⟨
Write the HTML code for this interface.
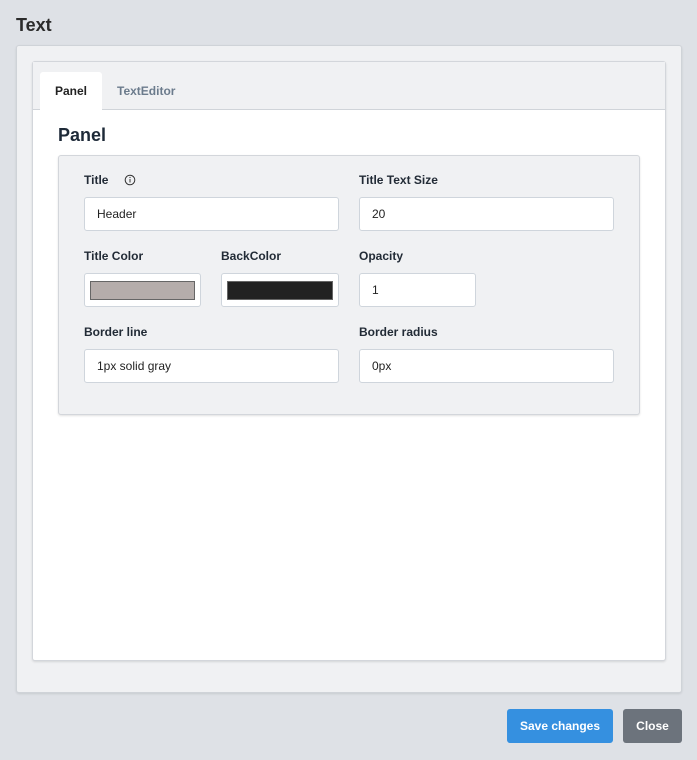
<!DOCTYPE html>
<html><head><meta charset="utf-8"><style>
*{box-sizing:border-box;margin:0;padding:0}
body{width:697px;height:760px;background:#dee1e6;font-family:"Liberation Sans",sans-serif;position:relative;overflow:hidden;color:#1f2937}
.abs{position:absolute}
h1{position:absolute;left:16px;top:15px;font-size:18px;font-weight:bold;color:#2b2b2b}
.outer{left:16px;top:45px;width:666px;height:648px;background:#f0f1f3;border:1px solid #cfd3d8;border-radius:3px;box-shadow:0 1px 2px rgba(0,0,0,.1)}
.card{left:32px;top:61px;width:634px;height:600px;background:#fff;border:1px solid #d3d6db;border-radius:3px;box-shadow:0 1px 2px rgba(0,0,0,.12)}
.tabbar{left:33px;top:62px;width:632px;height:48px;background:#f0f1f3;border-bottom:1px solid #d0d4d9}
.tab1{left:40px;top:72px;width:62px;height:39px;background:#fff;border-radius:3px 3px 0 0;font-size:12px;font-weight:bold;color:#222;text-align:center;line-height:38px}
.tab2{left:117px;top:84px;font-size:12px;font-weight:bold;color:#6b7b8c}
.h2{left:58px;top:125px;font-size:18px;font-weight:bold;color:#1e2a38}
.inner{left:58px;top:155px;width:582px;height:260px;background:#f0f1f3;border:1px solid #d3d6db;border-radius:3px;box-shadow:0 1px 2px rgba(0,0,0,.12)}
.lbl{font-size:12px;font-weight:bold;color:#222b36}
.inp{background:#fff;border:1px solid #cfd5dc;border-radius:3px;height:34px;font-size:12px;color:#222;padding-left:12px;line-height:32px}
.sw{position:absolute;left:5px;top:7px;height:19px;border:1px solid #666}
.btn{top:709px;height:34px;border-radius:3px;color:#fff;font-size:12px;font-weight:bold;text-align:center;line-height:34px}
</style></head><body>
<h1>Text</h1>
<div class="abs outer"></div>
<div class="abs card"></div>
<div class="abs tabbar"></div>
<div class="abs tab1">Panel</div>
<div class="abs tab2">TextEditor</div>
<div class="abs h2">Panel</div>
<div class="abs inner"></div>

<div class="abs lbl" style="left:84px;top:173px">Title</div>
<svg class="abs" style="left:124px;top:174px" width="12" height="12" viewBox="0 0 12 12"><circle cx="6" cy="6" r="4.8" fill="none" stroke="#333" stroke-width="1"/><line x1="6" y1="5" x2="6" y2="8.5" stroke="#333" stroke-width="1"/><circle cx="6" cy="3.5" r=".6" fill="#333"/></svg>
<div class="abs inp" style="left:84px;top:197px;width:255px">Header</div>
<div class="abs lbl" style="left:359px;top:173px">Title Text Size</div>
<div class="abs inp" style="left:359px;top:197px;width:255px">20</div>

<div class="abs lbl" style="left:84px;top:249px">Title Color</div>
<div class="abs inp" style="left:84px;top:273px;width:117px"><div class="sw" style="width:105px;background:#b5adab"></div></div>
<div class="abs lbl" style="left:221px;top:249px">BackColor</div>
<div class="abs inp" style="left:221px;top:273px;width:118px"><div class="sw" style="width:106px;background:#222"></div></div>
<div class="abs lbl" style="left:359px;top:249px">Opacity</div>
<div class="abs inp" style="left:359px;top:273px;width:117px">1</div>

<div class="abs lbl" style="left:84px;top:325px">Border line</div>
<div class="abs inp" style="left:84px;top:349px;width:255px">1px solid gray</div>
<div class="abs lbl" style="left:359px;top:325px">Border radius</div>
<div class="abs inp" style="left:359px;top:349px;width:255px">0px</div>

<div class="abs btn" style="left:507px;width:106px;background:#3590e0">Save changes</div>
<div class="abs btn" style="left:623px;width:59px;background:#6c737c">Close</div>
</body></html>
⟩
REQUIREMENTS: Each line of the material must be retyped exactly, except that images are omitted.

EXERCISE SOLUTION:
Write the HTML code for this interface.
<!DOCTYPE html>
<html><head><meta charset="utf-8"><style>
*{box-sizing:border-box;margin:0;padding:0}
body{width:697px;height:760px;background:#dee1e6;font-family:"Liberation Sans",sans-serif;position:relative;overflow:hidden;color:#1f2937}
.abs{position:absolute}
h1{position:absolute;left:16px;top:15px;font-size:18px;font-weight:bold;color:#2b2b2b}
.outer{left:16px;top:45px;width:666px;height:648px;background:#f0f1f3;border:1px solid #cfd3d8;border-radius:3px;box-shadow:0 1px 2px rgba(0,0,0,.1)}
.card{left:32px;top:61px;width:634px;height:600px;background:#fff;border:1px solid #d3d6db;border-radius:3px;box-shadow:0 1px 2px rgba(0,0,0,.12)}
.tabbar{left:33px;top:62px;width:632px;height:48px;background:#f0f1f3;border-bottom:1px solid #d0d4d9}
.tab1{left:40px;top:72px;width:62px;height:39px;background:#fff;border-radius:3px 3px 0 0;font-size:12px;font-weight:bold;color:#222;text-align:center;line-height:38px}
.tab2{left:117px;top:84px;font-size:12px;font-weight:bold;color:#6b7b8c}
.h2{left:58px;top:125px;font-size:18px;font-weight:bold;color:#1e2a38}
.inner{left:58px;top:155px;width:582px;height:260px;background:#f0f1f3;border:1px solid #d3d6db;border-radius:3px;box-shadow:0 1px 2px rgba(0,0,0,.12)}
.lbl{font-size:12px;font-weight:bold;color:#222b36}
.inp{background:#fff;border:1px solid #cfd5dc;border-radius:3px;height:34px;font-size:12px;color:#222;padding-left:12px;line-height:32px}
.sw{position:absolute;left:5px;top:7px;height:19px;border:1px solid #666}
.btn{top:709px;height:34px;border-radius:3px;color:#fff;font-size:12px;font-weight:bold;text-align:center;line-height:34px}
</style></head><body>
<h1>Text</h1>
<div class="abs outer"></div>
<div class="abs card"></div>
<div class="abs tabbar"></div>
<div class="abs tab1">Panel</div>
<div class="abs tab2">TextEditor</div>
<div class="abs h2">Panel</div>
<div class="abs inner"></div>

<div class="abs lbl" style="left:84px;top:173px">Title</div>
<svg class="abs" style="left:124px;top:174px" width="12" height="12" viewBox="0 0 12 12"><circle cx="6" cy="6" r="4.8" fill="none" stroke="#333" stroke-width="1"/><line x1="6" y1="5" x2="6" y2="8.5" stroke="#333" stroke-width="1"/><circle cx="6" cy="3.5" r=".6" fill="#333"/></svg>
<div class="abs inp" style="left:84px;top:197px;width:255px">Header</div>
<div class="abs lbl" style="left:359px;top:173px">Title Text Size</div>
<div class="abs inp" style="left:359px;top:197px;width:255px">20</div>

<div class="abs lbl" style="left:84px;top:249px">Title Color</div>
<div class="abs inp" style="left:84px;top:273px;width:117px"><div class="sw" style="width:105px;background:#b5adab"></div></div>
<div class="abs lbl" style="left:221px;top:249px">BackColor</div>
<div class="abs inp" style="left:221px;top:273px;width:118px"><div class="sw" style="width:106px;background:#222"></div></div>
<div class="abs lbl" style="left:359px;top:249px">Opacity</div>
<div class="abs inp" style="left:359px;top:273px;width:117px">1</div>

<div class="abs lbl" style="left:84px;top:325px">Border line</div>
<div class="abs inp" style="left:84px;top:349px;width:255px">1px solid gray</div>
<div class="abs lbl" style="left:359px;top:325px">Border radius</div>
<div class="abs inp" style="left:359px;top:349px;width:255px">0px</div>

<div class="abs btn" style="left:507px;width:106px;background:#3590e0">Save changes</div>
<div class="abs btn" style="left:623px;width:59px;background:#6c737c">Close</div>
</body></html>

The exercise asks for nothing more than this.